Unique portrait of the civil-rights struggle in Montgomery, Ala.,
and how it shaped one of the country's foremost
revolutionaries.Martin Luther King Jr.'s transformation into the
voice of America's moral conscience would not have been possible
without the influence of the grassroots warriors he met in
Montgomery, where he won an appointment as pastor of the renowned
Dexter Avenue Baptist Church. Arriving in the Alabama capital in
mid-1954, King was a doe-eyed 25-year-old doctoral student from
Boston University, armed with little more than untested ideology
and a theory about "social gospel." His resolve to tackle
inequality manifested itself with more clarity during the first
year of his pastorate as seething racial tensions began to boil
over across the country. He ordered the formation of a social and
political task force at Dexter, which brought him into contact with
members of the city's activist community, including E.D. Nixon,
Rosa Parks and Jo Ann Robinson. Preferring to work behind the
scenes, King encouraged their efforts to increase voter
registration, lobby for economic development in African-American
communities and integrate Montgomery's bus service. Following
Parks's historic act of civil disobedience, King was reluctantly
thrust into the spotlight after being drafted as the leader of what
would become a yearlong bus boycott that set the stage for pitched
civil-rights battles throughout the South. Weaving newspaper
clippings, city archives and interviews with King's colleagues and
congregants, Jackson richly renders a city on the brink and the
residents that pushed it over the edge. The author's comprehensive
analysis of King's sermons before, during and after the boycott
artfully depicts a man in transition, from naive do-gooder to
world-changer. Jackson's treatment of Montgomery in the
post-boycott era offers new insight into the void in leadership and
the fractious infighting among the movement's luminaries after King
departed the scene.An informed investigation of the struggles that
defined a time and place - and the man who gave them a voice.
(Kirkus Reviews)
"The history books may write it Reverend King was born in
Atlanta, and then came to Montgomery, but we feel that he was born
in Montgomery in the struggle here, and now he is moving to Atlanta
for bigger responsibilities." -- Member of Dexter Avenue Baptist
Church, November 1959 Preacher -- this simple term describes the
twenty-five-year-old Ph.D. in theology who arrived in Montgomery,
Alabama, to become the pastor of Dexter Avenue Baptist Church in
1954. His name was Martin Luther King Jr., but where did this young
minister come from?
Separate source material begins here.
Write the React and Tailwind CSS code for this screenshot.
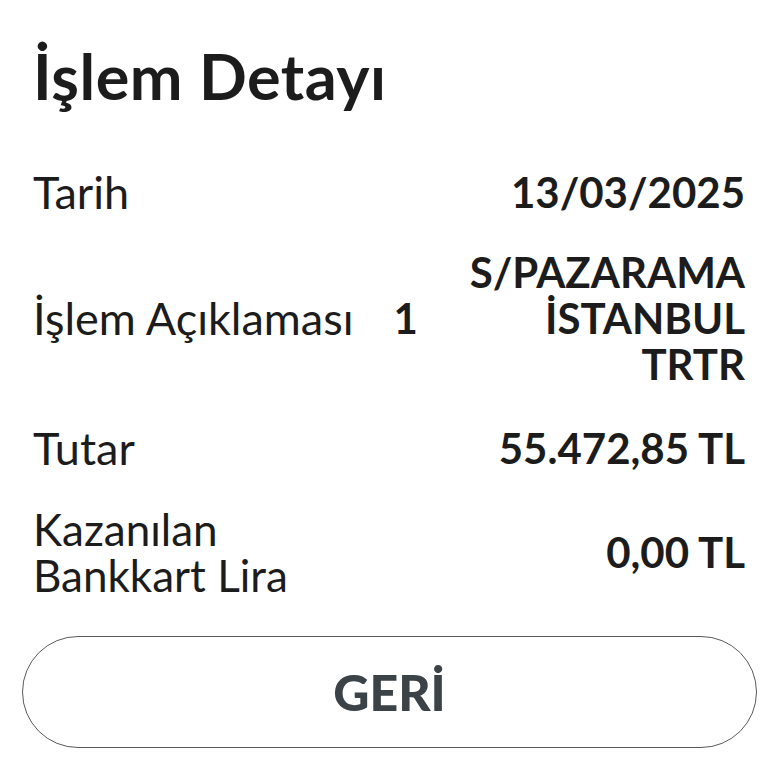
import React from "react";

const Row = ({ label, children, className = "" }) => (
  <div className={`flex items-center justify-between ${className}`}>
    {label}
    {children}
  </div>
);

export default function App() {
  return (
    <div
      className="w-[768px] h-[768px] bg-white overflow-hidden text-[#1c1c1c]"
      style={{ fontFamily: "Lato, 'Open Sans', sans-serif" }}
    >
      <div className="pl-[33px] pr-[23px] pt-[36px]">
        <h1 className="text-[63px] leading-[80px] font-bold tracking-[0.5px]">İşlem Detayı</h1>

        <Row
          className="mt-[53px]"
          label={<span className="text-[45px] leading-[46px]">Tarih</span>}
        >
          <span className="text-[42px] leading-[46px] font-bold">13/03/2025</span>
        </Row>

        <Row className="mt-[34px]" label={
          <div className="flex items-center">
            <span className="text-[45px] leading-[46px]">İşlem Açıklaması</span>
            <span className="text-[42px] leading-[46px] font-bold ml-[40px]">1</span>
          </div>
        }>
          <div className="text-[42px] leading-[46px] font-bold text-right w-[300px]">
            <div>S/PAZARAMA</div>
            <div>İSTANBUL</div>
            <div>TRTR</div>
          </div>
        </Row>

        <Row
          className="mt-[38px]"
          label={<span className="text-[45px] leading-[46px]">Tutar</span>}
        >
          <span className="text-[42px] leading-[46px] font-bold">55.472,85 TL</span>
        </Row>

        <Row
          className="mt-[35px]"
          label={
            <div className="text-[44px] leading-[46px]">
              <div>Kazanılan</div>
              <div>Bankkart Lira</div>
            </div>
          }
        >
          <span className="text-[42px] leading-[46px] font-bold">0,00 TL</span>
        </Row>
      </div>

      <div className="pl-[22px] pr-[11px] mt-[38px]">
        <button className="w-full h-[112px] rounded-full border-[1.5px] border-[#5a5a5a] flex items-center justify-center">
          <span className="text-[50px] font-black text-[#3b4248]">GERİ</span>
        </button>
      </div>
    </div>
  );
}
What did he believe, and what role would he
play in the growing activism of the civil rights movement of the
1950s? In Becoming King: Martin Luther King Jr. and the Making of a
National Leader, author Troy Jackson chronicles King's emergence
and effectiveness as a civil rights leader by examining his
relationship with the people of Montgomery, Alabama. Using the
sharp lens of Montgomery's struggle for racial equality to
investigate King's burgeoning leadership, Jackson explores King's
ability to connect with the educated and the unlettered,
professionals and the working class. In particular, Jackson
highlights King's alliances with Jo Ann Robinson, a young English
professor at Alabama State University; E. D. Nixon, a middle-aged
Pullman porter and head of the local NAACP chapter; and Virginia
Durr, a courageous white woman who bailed Rosa Parks out of jail
after Parks refused to give up her bus seat to a white person.
Jackson offers nuanced portrayals of King's relationships with
these and other civil rights leaders in the community to illustrate
King's development within the community. Drawing on countless
interviews and archival sources, Jackson compares King's sermons
and religious writings before, during, and after the Montgomery bus
boycott. Jackson demonstrates how King's voice and message evolved
during his time in Montgomery, reflecting the shared struggles,
challenges, experiences, and hopes of the people with whom he
worked. Many studies of the civil rights movement end analyses of
Montgomery's struggle with the conclusion of the bus boycott and
the establishment of the Southern Christian Leadership Conference.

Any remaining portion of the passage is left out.